E Papa Francesco ha tracciato un percorso reale nel farci prendere coscienza che al ‘vangelo della fraternità’ si può arrivare grazie alla dimensione etico-antropologica implicita nella complessità, una preziosa risorsa del pensiero, per parafrasare un’espressione di Edgar Morin; e il suo, col riprendere il titolo di un’opera dello stesso Ceruti, è stato così una continua ‘danza che crea’, accompagnata da giuste ed indispensabili dosi di coraggio nei momenti decisivi per affrontare le sfide globali di un mondo sempre più cosmopolita ed interconnesso col darci la forza, per parafrasare Kant, per essere dei nuovi Adami sulla sponda del Rubicone (Come essere ‘nuovi Adami sulla sponda del Rubicone’, 22 agosto 2024).
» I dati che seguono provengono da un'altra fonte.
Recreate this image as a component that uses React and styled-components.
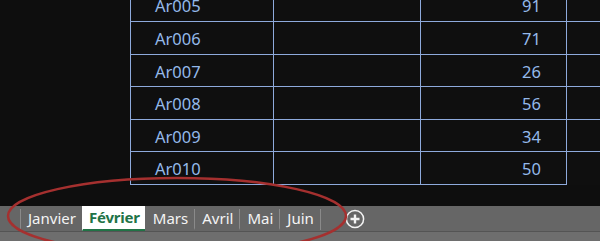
import React from 'react';
import styled, { createGlobalStyle } from 'styled-components';

const GlobalStyle = createGlobalStyle`
  html, body {
    margin: 0;
    padding: 0;
    background: #0e0e0e;
  }
  body {
    font-family: "Noto Sans", "Open Sans", sans-serif;
  }
`;

const Screen = styled.div`
  position: relative;
  width: 600px;
  height: 241px;
  overflow: hidden;
  display: flex;
  flex-direction: column;
`;

const Sheet = styled.div`
  height: 206px;
  flex-shrink: 0;
  display: flex;
  flex-direction: column;
  justify-content: flex-end;
  overflow: hidden;
  padding-bottom: 21px;
  box-sizing: border-box;
`;

const Row = styled.div`
  display: grid;
  grid-template-columns: 130px 143px 147px 146px 1fr;
  grid-template-rows: 100%;
  height: ${p => p.$h}px;
  flex-shrink: 0;
`;

const Blank = styled.div``;

const Cell = styled.div`
  box-sizing: border-box;
  min-height: 0;
  overflow: hidden;
  display: flex;
  align-items: center;
  justify-content: ${p => (p.$right ? 'flex-end' : 'flex-start')};
  padding: ${p => (p.$right ? '2px 25px 0 0' : '2px 0 0 24px')};
  border-left: 1px solid #8eaadc;
  border-bottom: ${p => (p.$noBottom ? 'none' : '1px solid #8eaadc')};
  color: #94b9ea;
  font-size: 16.5px;
  line-height: 20px;
  background: #0f0f0f;
  white-space: nowrap;
`;

const TabBar = styled.div`
  flex: 1;
  background: #666666;
  display: flex;
  flex-direction: column;
`;

const TabStrip = styled.div`
  height: 25px;
  display: flex;
  align-items: stretch;
  padding-left: 20px;
  border-bottom: 1px solid #545454;
`;

const Tab = styled.div`
  display: flex;
  align-items: center;
  padding: ${p => (p.$active ? '0 5px 1px 6px' : '0 6px 1px 7px')};
  font-size: 15px;
  color: ${p => (p.$active ? '#217346' : '#f4f4f4')};
  font-weight: ${p => (p.$active ? 700 : 400)};
  letter-spacing: ${p => (p.$active ? '-0.2px' : '0')};
  background: ${p => (p.$active ? '#ffffff' : 'transparent')};
  border-left: 1px solid ${p => (p.$active || p.$afterActive ? 'transparent' : '#8a8a8a')};
  border-bottom: 2px solid ${p => (p.$active ? '#217346' : 'transparent')};
  margin: ${p => (p.$active ? '0' : '3px 0 1px')};
`;

const TabEnd = styled.div`
  border-left: 1px solid #8a8a8a;
  margin: 3px 0 1px;
  width: 24px;
`;

const AddButton = styled.div`
  display: flex;
  align-items: center;
`;

const BottomStrip = styled.div`
  flex: 1;
  background: #6e6e6e;
`;

const Annotation = styled.svg`
  position: absolute;
  left: 0;
  top: 0;
  pointer-events: none;
`;

const rows = [
  ['Ar005', '91'],
  ['Ar006', '71'],
  ['Ar007', '26'],
  ['Ar008', '56'],
  ['Ar009', '34'],
  ['Ar010', '50'],
];

const heights = [33, 33, 32, 33, 32, 33];
const tabs = ['Janvier', 'Février', 'Mars', 'Avril', 'Mai', 'Juin'];

const App = () => {
  return (
    <Screen>
      <GlobalStyle />
      <Sheet>
        {rows.map(([code, qty], i) => (
          <Row key={code} $h={heights[i]}>
            <Blank />
            <Cell>{code}</Cell>
            <Cell />
            <Cell $right>{qty}</Cell>
            <Cell $noBottom={i === rows.length - 1} />
          </Row>
        ))}
      </Sheet>
      <TabBar>
        <TabStrip>
          {tabs.map((t, i) => (
            <Tab key={t} $active={i === 1} $afterActive={i === 2}>
              {t}
            </Tab>
          ))}
          <TabEnd />
          <AddButton>
            <svg width="20" height="20" viewBox="0 0 20 20">
              <circle cx="10" cy="10" r="8.6" fill="none" stroke="#f4f4f4" strokeWidth="1.5" />
              <path d="M10 5.5v9M5.5 10h9" stroke="#f4f4f4" strokeWidth="2.4" />
            </svg>
          </AddButton>
        </TabStrip>
        <BottomStrip />
      </TabBar>
      <Annotation width="600" height="241" viewBox="0 0 600 241">
        <ellipse cx="177" cy="216" rx="169" ry="38" fill="none" stroke="#a5302f" strokeWidth="2.5" />
      </Annotation>
    </Screen>
  );
};

export default App;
E nell’essere stato un pastore vigile e attento della complessità e nel seminarne delle briciole giorno dopo giorno, l’ha spinto a cogliere il più vero nei bisogni odierni dell’umanità, a cogliere il grido dell’intera Terra e a dare loro organica voce; in tal modo ha potuto curare in primis il pensiero, sé stesso, noi ed il mondo allontanandoci il più possibile dalle sirene, sempre pronte ad incunearsi nelle menti, del muro del semplicismo e dalle impalcature concettuali ed esistenziali su di esso costruite e che ancora si costruiscono con tutto il loro portato di tragedie.